Index settings are those settings that apply to a single index. Such settings will start with index.
. The exception to that rule is number_of_shards
and number_of_replicas
, which also exist in the form of index.number_of_shards
and index.number_of_replicas
.
As the name suggests, index-level settings apply to a single index. Some settings must be applied at creation time because they cannot be changed dynamically, such as the index.number_of_shards
setting, which controls the number of primary shards for the index.
PUT /my_index
{
"settings": {
"index.number_of_shards": 1,
"index.number_of_replicas": 1
}
}
or, in a more concise format, you can combine key prefixes at each .
:
PUT /my_index
{
"settings": {
"index": {
"number_of_shards": 1,
"number_of_replicas": 1
}
}
}
The above examples will create an index with the supplied settings. You can dynamically change settings per-index by using the index _settings
endpoint.

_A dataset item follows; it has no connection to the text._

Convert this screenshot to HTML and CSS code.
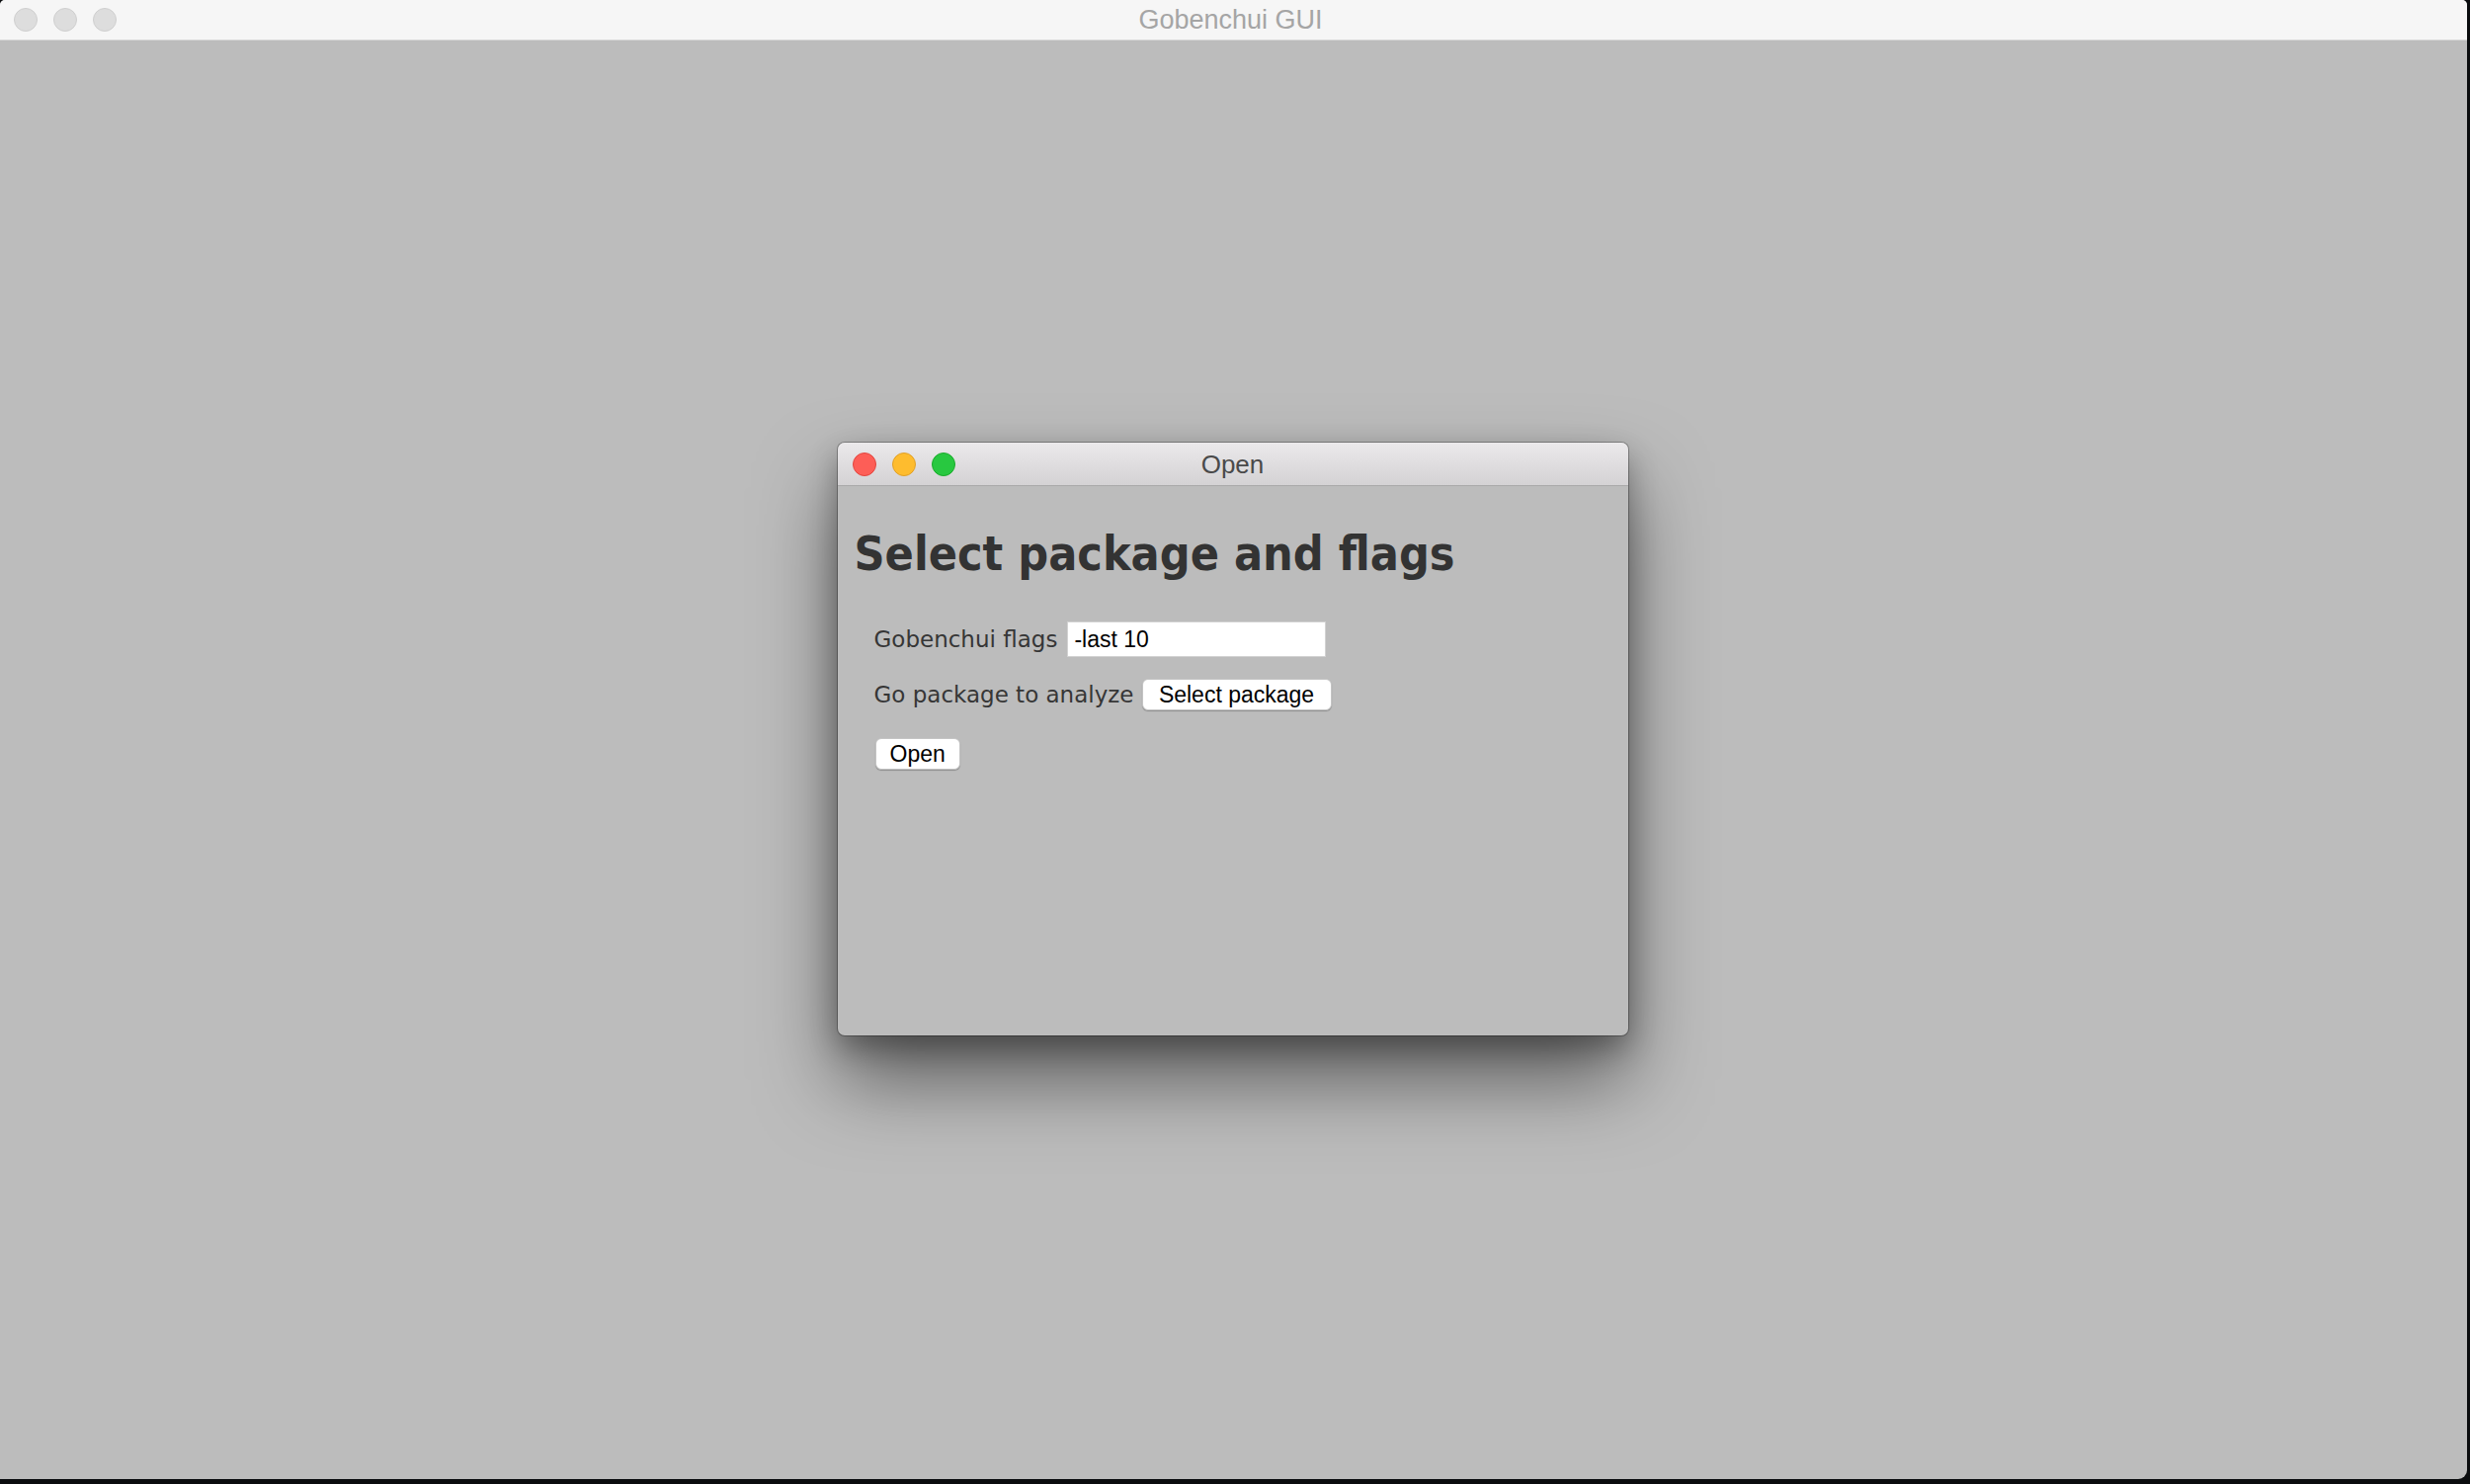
FILE: index.html
```html
<!DOCTYPE html>
<html lang="en">
<head>
<meta charset="utf-8">
<title>Gobenchui GUI</title>
<link rel="stylesheet" href="styles.css">
</head>
<body>
<div class="window">
  <div class="titlebar">
    <div class="lights">
      <span class="light inactive"></span>
      <span class="light inactive"></span>
      <span class="light inactive"></span>
    </div>
    <div class="title">Gobenchui GUI</div>
  </div>
  <div class="content">
    <div class="dialog">
      <div class="dlg-titlebar">
        <div class="lights dlg-lights">
          <span class="light red"></span>
          <span class="light yellow"></span>
          <span class="light green"></span>
        </div>
        <div class="dlg-title">Open</div>
      </div>
      <div class="dlg-body">
        <h1 class="heading">Select package and flags</h1>
        <div class="form">
          <div class="row row-flags">
            <span class="label">Gobenchui flags</span>
            <input class="field" type="text" value="-last 10">
          </div>
          <div class="row row-pkg">
            <span class="label">Go package to analyze</span>
            <button class="btn btn-select">Select package</button>
          </div>
          <div class="row row-open">
            <button class="btn btn-open">Open</button>
          </div>
        </div>
      </div>
    </div>
  </div>
</div>
</body>
</html>
```

FILE: styles.css
```css
* { box-sizing: border-box; }
html, body {
  margin: 0;
  padding: 0;
  background: #0a0c0e;
  width: 2500px;
  height: 1502px;
  overflow: hidden;
}
.window {
  width: 2497px;
  height: 1497px;
  background: #bcbcbc;
  border-radius: 5px 5px 9px 0;
  display: flex;
  flex-direction: column;
  overflow: hidden;
}
.titlebar {
  height: 41px;
  flex: 0 0 41px;
  background: #f6f6f6;
  border-bottom: 1px solid #d8d8d8;
  position: relative;
  display: flex;
  align-items: center;
  justify-content: center;
}
.lights {
  position: absolute;
  left: 14px;
  top: 8px;
  display: flex;
  gap: 16px;
}
.light {
  width: 24px;
  height: 24px;
  border-radius: 50%;
  display: block;
}
.light.inactive {
  background: #dddddd;
  border: 1px solid #cfcfcf;
}
.title {
  font-family: "Liberation Sans", Arial, sans-serif;
  font-size: 27px;
  color: #a5a5a5;
  margin-left: -6px;
}
.content {
  flex: 1;
  display: flex;
  justify-content: center;
  padding-top: 407px;
}
.dialog {
  width: 800px;
  height: 600px;
  margin-left: -2px;
  background: #bcbcbc;
  border-radius: 7px;
  box-shadow: 0 0 0 1px rgba(0,0,0,0.28), 0 45px 80px rgba(0,0,0,0.5), 0 12px 30px rgba(0,0,0,0.3);
  display: flex;
  flex-direction: column;
  overflow: hidden;
}
.dlg-titlebar {
  height: 44px;
  flex: 0 0 44px;
  background: linear-gradient(#ebe9eb, #d4d2d4);
  border-bottom: 1px solid #a9a9a9;
  position: relative;
  display: flex;
  align-items: center;
  justify-content: center;
}
.dlg-lights {
  left: 15px;
  top: 10px;
}
.light.red { background: #fd5e57; border: 1px solid #e2463f; }
.light.yellow { background: #febc2e; border: 1px solid #e0a028; }
.light.green { background: #28c840; border: 1px solid #1aab2b; }
.dlg-title {
  font-family: "Liberation Sans", Arial, sans-serif;
  font-size: 26px;
  color: #4a4a4a;
  margin-top: 1px;
}
.dlg-body {
  padding: 40px 17px 0 17px;
}
.heading {
  margin: 0;
  font-family: "DejaVu Sans Condensed", "DejaVu Sans", sans-serif;
  font-stretch: condensed;
  font-weight: bold;
  font-size: 48px;
  line-height: 56px;
  color: #333333;
}
.form {
  padding: 41px 0 0 20px;
  display: flex;
  flex-direction: column;
}
.row {
  display: flex;
  align-items: center;
  gap: 8px;
}
.row-flags { gap: 10px; }
.row-pkg { margin-top: 22px; gap: 8px; }
.row-open { margin-top: 28px; }
.label {
  font-family: "DejaVu Sans", sans-serif;
  font-size: 23px;
  color: #363636;
}
.field {
  width: 262px;
  height: 36px;
  margin: 0;
  border: 1px solid #d2d2d2;
  box-shadow: inset 0 0 0 1px #ffffff;
  background: #ffffff;
  padding: 0 6px;
  font-family: "Liberation Sans", Arial, sans-serif;
  font-size: 23px;
  color: #000000;
  outline: none;
}
.btn {
  margin: 0;
  height: 32px;
  background: #ffffff;
  border: 1px solid #c4c4c4;
  border-radius: 6px;
  box-shadow: 0 1px 1px rgba(0,0,0,0.25);
  font-family: "Liberation Sans", Arial, sans-serif;
  font-size: 23px;
  color: #000000;
  padding: 0 14px;
  line-height: 30px;
}
.btn-select { width: 192px; }
.btn-open { width: 86px; margin-left: 1px; }
```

For example, here we dynamically change the slowlog settings for only the warn level:
PUT /my_index/_settings
{
"index": {
"indexing.slowlog.threshold.index.warn": "1s",
"search.slowlog.threshold": {
"fetch.warn": "500ms",
"query.warn": "2s"
}
}
}
Warning: Elasticsearch 1.x and 2.x did not very strictly validate index-level setting names. If you had a typo, or simply made up a setting, then it would blindly accept it, but otherwise ignore it. Elasticsearch 5.x strictly validates setting names and it will reject any attempt to apply index settings with an unknown setting(s) (due to typo or missing plugin). Both statements apply to dynamically changing index settings and at creation time.